--- Begin ---

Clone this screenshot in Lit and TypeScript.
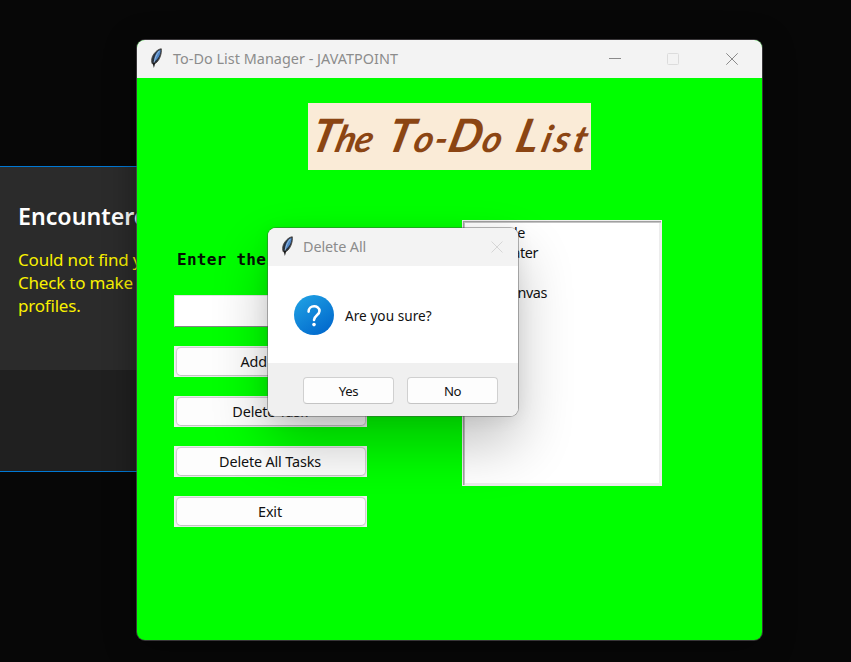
import { LitElement, html, css } from "lit";
import { customElement, property } from "lit/decorators.js";

@customElement("feather-icon")
class FeatherIcon extends LitElement {
  static styles = css`
    :host { display: block; width: 16px; height: 22px; }
    svg { display: block; }
  `;
  render() {
    return html`<svg width="16" height="22" viewBox="0 0 16 22">
      <path d="M12.3 .8 C9.5 .9 5.5 4.1 3.4 8.6 C2.4 11.4 2.4 13.8 3.2 15.8 L6.6 15.2 C10.6 12.6 12.9 5.6 12.3 .8 Z" fill="#28303b" stroke="#4a4744" stroke-width=".9" />
      <path d="M11.5 1.8 C8.8 2.6 6.4 5.8 5.5 9.8 L4.9 13.8 C9.2 11.6 11.9 5.9 11.5 1.8 Z" fill="#4f86c6" />
      <path d="M10.3 3 C7.6 5.9 6 10.2 5 14.6" fill="none" stroke="#9dbbdc" stroke-width=".9" />
      <path d="M3.6 14.8 L6.2 15 L4.9 20 Z" fill="#181818" />
    </svg>`;
  }
}

@customElement("tk-button")
class TkButton extends LitElement {
  @property() label = "";
  static styles = css`
    :host { display: block; box-sizing: border-box; width: 193px; height: 31px; padding: 1px 1px 1px 2px; background: #f0f0f0; }
    .face {
      box-sizing: border-box; height: 29px; border: 1px solid #d0d0d0; border-bottom-color: #c4c4c4; border-radius: 5px;
      background: #fdfdfd; box-shadow: 0 0 0 .5px #e2e2e2; text-align: center; padding-right: 2px;
      font: 14.4px/28px "Noto Sans", sans-serif; letter-spacing: -0.15px; color: #111;
    }
  `;
  render() {
    return html`<div class="face">${this.label}</div>`;
  }
}

@customElement("confirm-dialog")
class ConfirmDialog extends LitElement {
  static styles = css`
    :host {
      display: flex; flex-direction: column; width: 250px; height: 188px; border-radius: 8px; overflow: hidden; background: #fff;
      box-shadow: 0 0 0 1px rgba(70, 70, 70, .4), 0 28px 56px rgba(0, 0, 0, .24), 0 2px 18px rgba(0, 0, 0, .07);
      font-family: "Noto Sans", sans-serif;
    }
    .bar { display: flex; align-items: center; height: 38px; background: #f3f3f3; padding: 0 15px 0 12px; }
    .name { flex: 1; margin-left: 7px; padding-bottom: 2px; font-size: 14.4px; letter-spacing: -0.1px; color: #8c8c8c; }
    .body { display: flex; align-items: center; height: 97px; padding-left: 26px; gap: 11px; }
    .body svg { display: block; }
    .ask { font-size: 13.6px; letter-spacing: 0.04px; color: #111; padding-top: 1px; }
    .foot { display: flex; flex: 1; box-sizing: border-box; background: #f0f0f0; padding: 14px 20px 0 35px; gap: 13px; }
    .btn {
      box-sizing: border-box; width: 91px; height: 27px; border: 1px solid #d0d0d0; border-bottom-color: #c4c4c4;
      border-radius: 4px; background: #fdfdfd; text-align: center; font-size: 13.2px; line-height: 27px; letter-spacing: -0.4px; color: #111;
    }
  `;
  render() {
    return html`
      <div class="bar">
        <feather-icon></feather-icon>
        <span class="name">Delete All</span>
        <svg width="12" height="12" viewBox="0 0 12 12"><path d="M.5 .5 11.5 11.5 M11.5 .5 .5 11.5" stroke="#d6d6d6" /></svg>
      </div>
      <div class="body">
        <svg width="40" height="40" viewBox="0 0 40 40">
          <defs><linearGradient id="g" x1="0.1" y1="0" x2="0.8" y2="1"><stop offset="0" stop-color="#20a2e4" /><stop offset="1" stop-color="#0067cc" /></linearGradient></defs>
          <circle cx="20" cy="20" r="20" fill="url(#g)" />
          <path d="M14.6 16.6 C14.6 9.6 25.5 9.6 25.5 16 C25.5 20 20 20.4 20 25" fill="none" stroke="#fff" stroke-width="2.6" stroke-linecap="round" />
          <circle cx="20" cy="29.6" r="1.8" fill="#fff" />
        </svg>
        <span class="ask">Are you sure?</span>
      </div>
      <div class="foot"><div class="btn">Yes</div><div class="btn">No</div></div>
    `;
  }
}

@customElement("todo-window")
class TodoWindow extends LitElement {
  static styles = css`
    :host {
      display: flex; flex-direction: column; width: 625px; height: 600px; border-radius: 8px; overflow: hidden; background: #0f0;
      box-shadow: 0 0 0 1px rgba(90, 85, 90, .6), 0 6px 32px rgba(0, 0, 0, .4);
      font-family: "Noto Sans", sans-serif;
    }
    .bar { display: flex; align-items: center; height: 38px; background: #f3f3f3; padding: 0 24px 0 12px; }
    .name { flex: 1; margin-left: 8px; padding-bottom: 2px; font-size: 14.4px; letter-spacing: 0.03px; color: #8c8c8c; }
    .controls { display: flex; align-items: center; }
    .controls svg { display: block; margin-right: 46px; }
    .controls svg:nth-child(2) { margin-right: 47px; }
    .controls svg:last-child { margin-right: 0; }
    .banner {
      box-sizing: border-box; width: 283px; height: 67px; margin: 25px 0 0 171px; background: #faebd7; overflow: hidden;
      display: flex; align-items: flex-start; padding: 4px 0 0 1px; color: #8b4513; white-space: nowrap;
      font: italic 700 37px/56px "Lato", cursive;
    }
    .word { flex: none; transform: skewX(-14deg); transform-origin: 0 75%; }
    .w1 { width: 76px; letter-spacing: -1px; }
    .w2 { width: 129px; letter-spacing: 1.2px; }
    .w3 { width: 80px; letter-spacing: 3.6px; }
    .cap { font-size: 46px; }
    .main { display: flex; padding: 50px 0 0 37px; }
    .form { width: 193px; margin-right: 95px; }
    .prompt { margin: 27px 0 0 3px; height: 25px; font: 700 16px/25px "DejaVu Sans Mono", monospace; letter-spacing: .27px; white-space: nowrap; color: #041104; }
    .entry { box-sizing: border-box; height: 32px; margin: 23px 0 19px; background: #fff; border: 1px solid #e3e3e3; border-bottom: 1px solid #858585; }
    .stack { display: flex; flex-direction: column; gap: 19px; }
    .list {
      box-sizing: border-box; width: 200px; height: 266px; background: #fff; padding: 2px 1px 1px;
      border: 1px solid #ededed; box-shadow: inset 1px 1px 0 #a0a0a0, inset 2px 2px 0 #c4c4c4, inset -2px -2px 0 #ededed;
      font-size: 14.4px; line-height: 20px; letter-spacing: -0.4px; color: #111;
    }
    .row { height: 20px; text-align: right; }
  `;
  rows = [
    { text: "le", end: 61 },
    { text: "ater", end: 74 },
    { text: "", end: 0 },
    { text: "anvas", end: 83 },
  ];
  actions = ["Add Task", "Delete Task", "Delete All Tasks", "Exit"];
  render() {
    return html`
      <div class="bar">
        <feather-icon></feather-icon>
        <span class="name">To-Do List Manager - JAVATPOINT</span>
        <div class="controls">
          <svg width="12" height="12" viewBox="0 0 12 12"><path d="M0 5.5H12" stroke="#8a8a8a" /></svg>
          <svg width="12" height="12" viewBox="0 0 12 12"><rect x=".5" y=".5" width="11" height="11" rx="1" fill="none" stroke="#dcdcdc" /></svg>
          <svg width="12" height="12" viewBox="0 0 12 12"><path d="M.3 .3 11.7 11.7 M11.7 .3 .3 11.7" stroke="#8a8a8a" /></svg>
        </div>
      </div>
      <div class="banner">
        <span class="word w1"><span class="cap">T</span>he</span>
        <span class="word w2"><span class="cap">T</span>o-<span class="cap">D</span>o</span>
        <span class="word w3"><span class="cap">L</span>ist</span>
      </div>
      <div class="main">
        <div class="form">
          <div class="prompt">Enter the</div>
          <div class="entry"></div>
          <div class="stack">${this.actions.map((a) => html`<tk-button label=${a}></tk-button>`)}</div>
        </div>
        <div class="list">${this.rows.map((r) => html`<div class="row" style="width:${r.end}px">${r.text}</div>`)}</div>
      </div>
    `;
  }
}

@customElement("app-root")
class AppRoot extends LitElement {
  static styles = css`
    :host { display: block; position: relative; width: 851px; height: 662px; overflow: hidden; background: #070707; font-family: "Noto Sans", sans-serif; }
    .notice {
      position: absolute; left: 0; top: 166px; box-sizing: border-box; width: 400px; height: 306px;
      border-top: 1px solid #0078d4; border-bottom: 1px solid #0078d4; background: #202020;
    }
    .message { box-sizing: border-box; height: 203px; background: #2b2b2b; padding: 31px 0 0 18px; }
    .heading { font-size: 23.2px; line-height: 36px; font-weight: 600; letter-spacing: 0; color: #fff; white-space: nowrap; }
    .detail { margin-top: 14px; font-size: 17px; line-height: 23px; letter-spacing: -0.2px; color: #f9f100; white-space: nowrap; }
    todo-window { position: absolute; left: 137px; top: 40px; }
    confirm-dialog { position: absolute; left: 268px; top: 228px; }
  `;
  render() {
    return html`
      <div class="notice">
        <div class="message">
          <div class="heading">Encountered</div>
          <div class="detail">Could not find y<br />Check to make<br />profiles.</div>
        </div>
      </div>
      <todo-window></todo-window>
      <confirm-dialog></confirm-dialog>
    `;
  }
}
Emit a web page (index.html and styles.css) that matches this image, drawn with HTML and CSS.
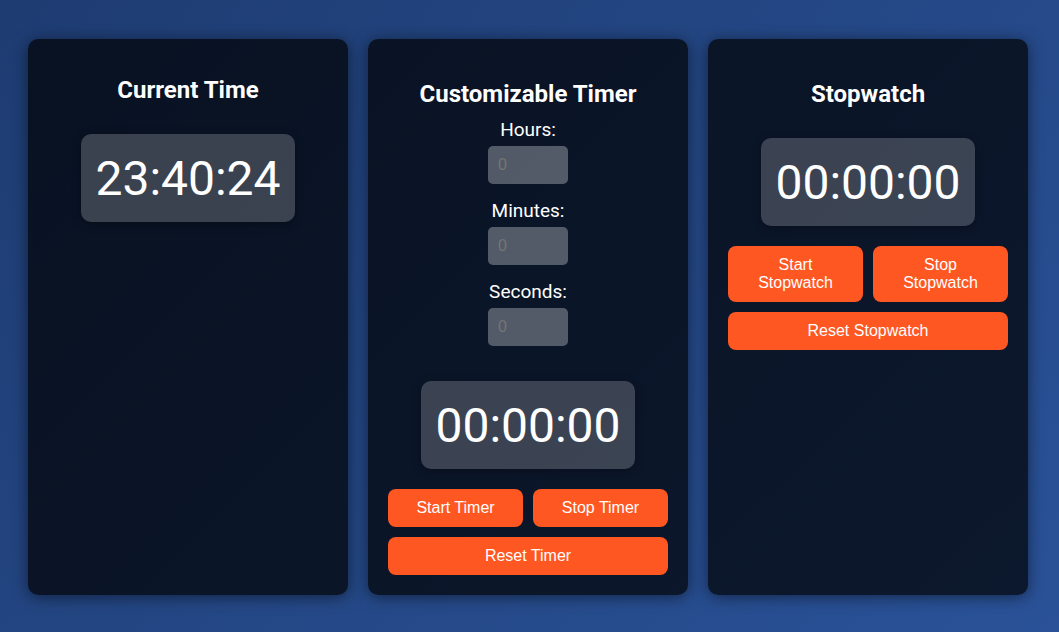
FILE: index.html
```html
<!DOCTYPE html>
<html lang="en">
<head>
<meta charset="utf-8">
<meta name="viewport" content="width=device-width, initial-scale=1">
<title>Clock, Timer and Stopwatch</title>
<link rel="stylesheet" href="styles.css">
</head>
<body>
<main class="cards">
  <section class="card card-clock">
    <h2 class="title">Current Time</h2>
    <div class="display">23:40:24</div>
  </section>

  <section class="card">
    <h2 class="title title-form">Customizable Timer</h2>
    <div class="fields">
      <div class="field">
        <label for="hours">Hours:</label>
        <input type="number" id="hours" min="0" placeholder="0">
      </div>
      <div class="field">
        <label for="minutes">Minutes:</label>
        <input type="number" id="minutes" min="0" max="59" placeholder="0">
      </div>
      <div class="field">
        <label for="seconds">Seconds:</label>
        <input type="number" id="seconds" min="0" max="59" placeholder="0">
      </div>
    </div>
    <div class="display">00:00:00</div>
    <div class="buttons">
      <button type="button">Start Timer</button>
      <button type="button">Stop Timer</button>
      <button type="button" class="wide">Reset Timer</button>
    </div>
  </section>

  <section class="card">
    <h2 class="title">Stopwatch</h2>
    <div class="display">00:00:00</div>
    <div class="buttons">
      <button type="button">Start Stopwatch</button>
      <button type="button">Stop Stopwatch</button>
      <button type="button" class="wide">Reset Stopwatch</button>
    </div>
  </section>
</main>
</body>
</html>
```

FILE: styles.css
```css
* {
  box-sizing: border-box;
}

body {
  margin: 0;
  min-height: 100vh;
  padding: 39px 31px 37px 28px;
  font-family: Roboto, "Liberation Sans", sans-serif;
  color: #fff;
  background: linear-gradient(135deg, #1e3c72, #2a5298);
}

.cards {
  display: grid;
  grid-template-columns: repeat(auto-fit, minmax(280px, 320px));
  justify-content: center;
  gap: 20px;
}

.card {
  display: flex;
  flex-direction: column;
  align-items: center;
  padding: 41px 20px 20px;
  border-radius: 10px;
  background: rgba(0, 0, 0, 0.7);
  box-shadow: 0 2px 15px rgba(0, 0, 0, 0.5);
  text-align: center;
}

.card-clock {
  padding-top: 37px;
}

.title {
  margin: 0 0 30px;
  font-size: 24px;
  line-height: 28px;
  font-weight: 700;
}

.title-form {
  margin-bottom: 10px;
}

.fields {
  display: flex;
  flex-direction: column;
  gap: 15px;
  margin-bottom: 35px;
}

.field {
  display: flex;
  flex-direction: column;
  align-items: center;
  gap: 5px;
}

.field label {
  font-size: 19px;
  line-height: 23px;
}

.field input {
  width: 80px;
  padding: 10px;
  border: 0;
  border-radius: 5px;
  font-family: "Liberation Sans", Arial, sans-serif;
  font-size: 16px;
  line-height: 18px;
  color: #fff;
  background: rgba(255, 255, 255, 0.3);
}

.field input::placeholder {
  color: #757575;
}

.display {
  padding: 16px 14px 14px;
  border-radius: 10px;
  font-size: 48px;
  line-height: 58px;
  background: rgba(255, 255, 255, 0.2);
  box-shadow: 0 2px 10px rgba(0, 0, 0, 0.3);
}

.buttons {
  display: grid;
  grid-template-columns: 1fr 1fr;
  gap: 10px;
  width: 100%;
  margin-top: 20px;
}

.buttons button {
  padding: 10px 20px;
  border: 0;
  border-radius: 8px;
  font-family: "Liberation Sans", Arial, sans-serif;
  font-size: 16px;
  line-height: 18px;
  color: #fff;
  background: #ff5722;
  cursor: pointer;
}

.buttons .wide {
  grid-column: 1 / -1;
}
```
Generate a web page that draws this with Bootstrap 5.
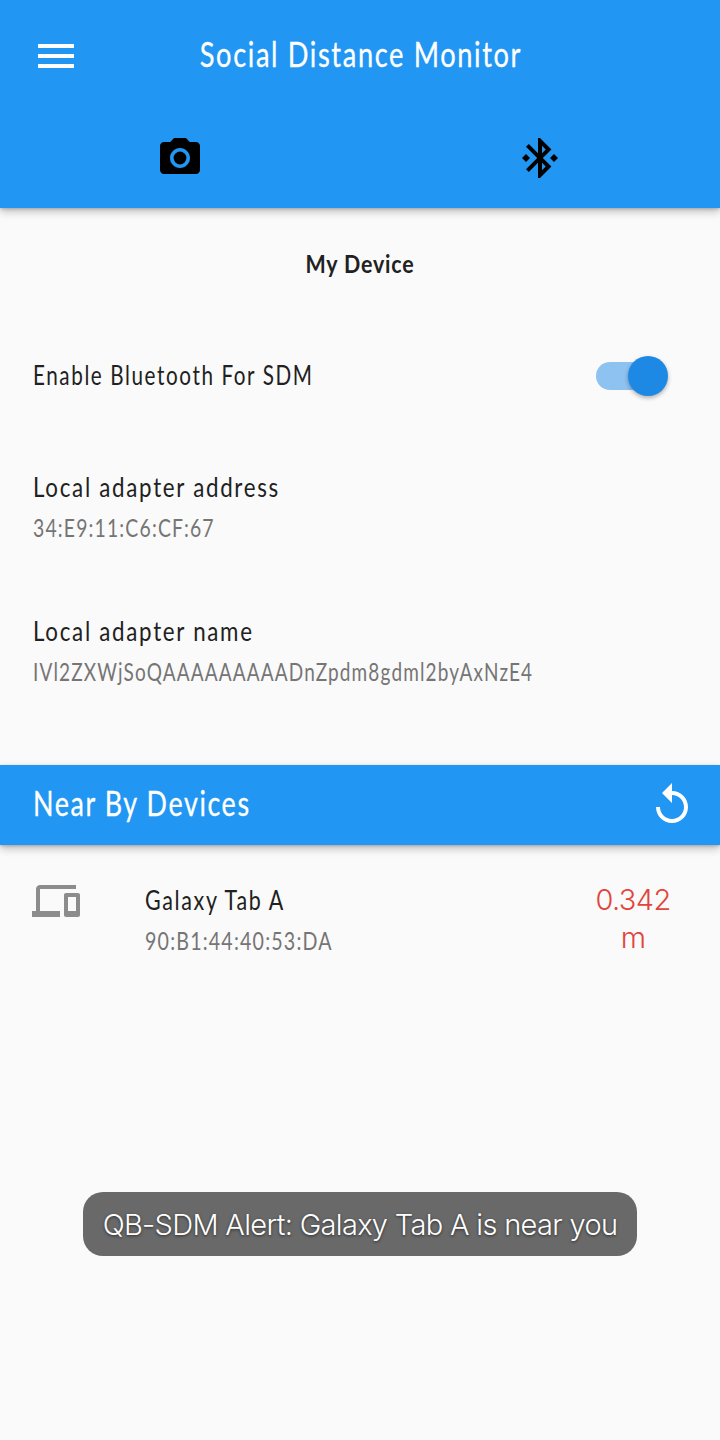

--- End ---

(Exercise brief) Gather and copy every line of the data in which the string "page" is found.

(Expected answer)
Emit a web page (index.html and styles.css) that matches this image, drawn with HTML and CSS.
Generate a web page that draws this with Bootstrap 5.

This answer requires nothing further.